The 1998 McDonald's All-American Boys Game was an All-star basketball game played on Wednesday, March 25, 1998, at the Norfolk Scope in Norfolk, Virginia. The game's rosters featured the best and most highly recruited high school boys graduating in 1998. The game was the 21st annual version of the McDonald's All-American Game first played in 1978.

==1998 game==
The game was telecast live by ESPN for the first time (CBS was the previous telecaster). Korleone Young participated in the dunk contest but a preexisting injury prevented him from playing in the game. The game saw many dunks, something usual for all-star games, and several 3-point shots. The first 2 points were scored by Kris Lang from an alley oop pass by Teddy Dupay. The West led at halftime, but the East completed the comeback thanks to Jason Capel (16 points in the second half) and game MVP Ronald Curry who almost recorded a triple-double with 19 points, 13 rebounds and 9 assists. Other players who starred were JaRon Rush, Quentin Richardson (both had 19 points); Al Harrington and Rashard Lewis (17 points); and Erick Barkley (12 assists).
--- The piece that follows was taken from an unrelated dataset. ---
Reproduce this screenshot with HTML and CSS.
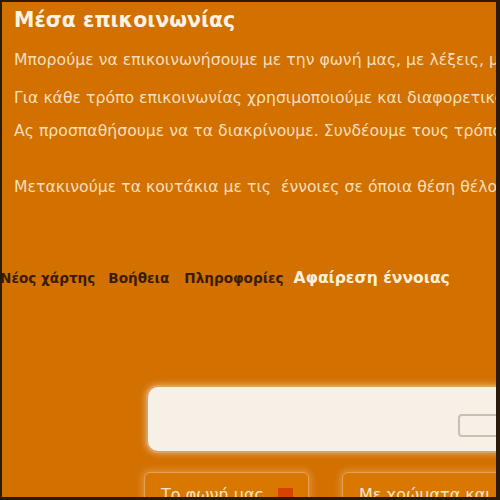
FILE: index.html
```html
<!DOCTYPE html>
<html lang="el">
<head>
<meta charset="utf-8">
<link rel="stylesheet" href="styles.css">
</head>
<body>
<div class="page">
  <div class="intro">
    <h1 class="title">Μέσα επικοινωνίας</h1>
    <p class="line l1">Μπορούμε να επικοινωνήσουμε με την φωνή μας, με λέξεις, με εικόνες</p>
    <p class="line l2">Για κάθε τρόπο επικοινωνίας χρησιμοποιούμε και διαφορετικό μέσο</p>
    <p class="line">Ας προσπαθήσουμε να τα διακρίνουμε. Συνδέουμε τους τρόπους με τα μέσα</p>
    <p class="line gap">Μετακινούμε τα κουτάκια με τις&nbsp; έννοιες σε όποια θέση θέλουμε</p>
  </div>
  <nav class="menu">
    <span class="item">Νέος χάρτης</span>
    <span class="item">Βοήθεια</span>
    <span class="item">Πληροφορίες</span>
    <span class="item active">Αφαίρεση έννοιας</span>
  </nav>
  <div class="canvas">
    <div class="topbox"><div class="field"></div></div>
    <div class="cards">
      <div class="card"><span>Το φωνή μας</span><i class="mark"></i></div>
      <div class="card wide"><span>Με χρώματα και</span></div>
    </div>
  </div>
</div>
</body>
</html>
```
FILE: styles.css
```css
html, body { margin: 0; padding: 0; background: #2a1a0c; }
body { width: 500px; height: 500px; overflow: hidden; }
.page {
  margin: 2px 4px 0 2px;
  height: 495px;
  background: #d27000;
  overflow: hidden;
  font-family: "DejaVu Sans", Verdana, sans-serif;
  color: #f4dfbd;
}
.intro { padding: 6px 0 0 12px; }
.title { margin: 0 0 18px; font-size: 20.5px; line-height: 24px; font-weight: bold; color: #fcf3e4; }
.line { margin: 0 0 15px; font-size: 15.7px; line-height: 20px; white-space: nowrap; }
.line.l1 { margin-bottom: 18px; }
.line.l2 { margin-bottom: 13px; }
.line.gap { margin-top: 36px; }
.menu { display: flex; align-items: baseline; margin: 71px 0 0 -2px; font-weight: bold; font-size: 13.6px; line-height: 20px; white-space: nowrap; }
.item { color: #3a1c05; margin-right: 13px; }
.item:nth-child(2) { margin-right: 15px; }
.item:nth-child(3) { margin-right: 10px; }
.item.active { color: #fbf0dc; font-size: 15.6px; }
.canvas { margin-top: 99px; padding-left: 146px; }
.topbox {
  height: 64px; background: #f7f0e6; border-radius: 10px 0 0 10px;
  box-shadow: 0 0 0 2px #dea060, 0 0 6px 3px #e5a35e;
  position: relative;
}
.field { position: absolute; left: 310px; top: 27px; width: 60px; height: 19px; border: 2px solid #c8c0b4; border-radius: 4px; }
.cards { display: flex; gap: 33px; margin-top: 21px; margin-left: -4px; }
.card {
  flex: 0 0 auto;
  width: 165px; height: 60px; border: 1px solid #e5a055; border-radius: 6px; box-sizing: border-box;
  background: #d97800; box-shadow: 0 0 6px 3px #e08a30; display: flex; align-items: flex-start; padding: 12px 16px 0; gap: 14px;
  font-size: 16px; color: #f7e6cc; line-height: 20px; white-space: nowrap;
}
.card.wide { width: 200px; }
.mark { width: 15px; height: 14px; background: #d44400; display: inline-block; margin-top: 3px; flex: 0 0 auto; }
```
Of the 24 players, 14 went on to play at least 1 game in the NBA. Three of them declared for the 1998 NBA draft and were drafted out of high school: Al Harrington (25th overall), Rashard Lewis (32nd overall) and Korleone Young (40th overall).

===East roster===

| No. | Name | Height | Weight | Position | Hometown | High school | College of Choice |
|---|---|---|---|---|---|---|---|
| 00 | Kris Lang | 6-10 | 220 | F | Gastonia, NC, U.S. | Hunter Huss | North Carolina |
| 12 | Dane Fife | 6-4 | 185 | G | Clarkston, MI, U.S. | Clarkston | Indiana |
| 13 | Mike Miller | 6-8 | 210 | F | Mitchell, SD, U.S. | Mitchell | Florida |
| 20 | Frank Williams | 6-4 | 200 | G | Peoria, IL, U.S. | Manual | Illinois |
| 22 | Ronald Curry | 6-2 | 190 | G | Hampton, VA, U.S. | Hampton | North Carolina |
| 23 | Vincent Yarbrough | 6-7 | 200 | F | Cleveland, TN, U.S. | Cleveland | Tennessee |
| 24 | Teddy Dupay | 5-10 | 175 | G | Cape Coral, FL, U.S. | Mariner | Florida |
| 25 | Jason Capel | 6-8 | 215 | F | Frederick, MD, U.S. | St. John's at Prospect Hall | North Carolina |
| 42 | Al Harrington | 6-9 | 235 | F | Elizabeth, NJ, U.S. | St. Patrick | Undecided (Did not attend) |
| 43 | Kevin Lyde | 6-9 | 250 | C | Mouth of Wilson, VA, U.S. | Oak Hill Academy | Temple |
| 44 | Danny Miller | 6-7 | 210 | G | Mount Holly, NJ, U.S. | Rancocas Valley | Maryland |
| 50 | Dan Gadzuric | 6-11 | 245 | C | Byfield, MA, U.S. | Governor Dummer Academy | Undecided Committed later to UCLA. |

===West roster===

| No. | Name | Height | Weight | Position | Hometown | High school | College of Choice |
|---|---|---|---|---|---|---|---|
| 00 | Stromile Swift | 6-8 | 210 | C | Shreveport, LA, U.S. | Fair Park | Undecided Committed later to LSU. |
| 4 | JaRon Rush | 6-7 | 215 | F | Kansas City, MO, U.S. | Pembroke Hill | UCLA |
| 5 | Jeff Boschee | 6-1 | 175 | G | Valley City, ND, U.S. | Valley City | Kansas |
| 10 | Erick Barkley | 6-1 | 170 | G | Pittsfield, ME, U.S. | Maine Central Institute | St. John's |
| 21 | Tayshaun Prince | 6-8 | 190 | G | Compton, CA, U.S. | Dominguez | Kentucky |
| 34 | Quentin Richardson | 6-6 | 225 | F | Chicago, IL, U.S. | Whitney Young | DePaul |
| 35 | Ray Young | 6-4 | 200 | G | Alameda, CA, U.S. | St. Joseph Notre Dame | UCLA |
| 42 | Korleone Young | 6-8 | 220 | F | Chatham, VA, U.S. | Hargrave Military Academy | Undecided (Did not attend) |
| 43 | Rashard Lewis | 6-10 | 215 | F | Houston, TX, U.S. | Alief Elsik | Undecided (Did not attend) |
| 44 | Richard Jefferson | 6-7 | 215 | F | Phoenix, AZ, U.S. | Moon Valley | Arizona |
| 50 | Corey Maggette | 6-6 | 210 | F | Oak Park, IL, U.S. | Fenwick | Duke |
| 55 | Joel Przybilla | 7-1 | 235 | C | Monticello, MN, U.S. | Monticello | Minnesota |

===Coaches===
The East team was coached by:
- Head Coach Bill Littlepage of Hopewell High School (Hopewell, Virginia)
- Asst Coach William Simon of Hopewell High School (Hopewell, Virginia)

The West team was coached by:
- Head Coach Rudy Carey of East High School (Denver, Colorado)
- Asst Coach Mark Perlmutter of East High School (Denver, Colorado)

== All-American Week ==
=== Contest winners ===
- The 1998 Slam Dunk contest was won by Ronald Curry.
- The 1998 3-point shoot-out was won by Teddy Dupay.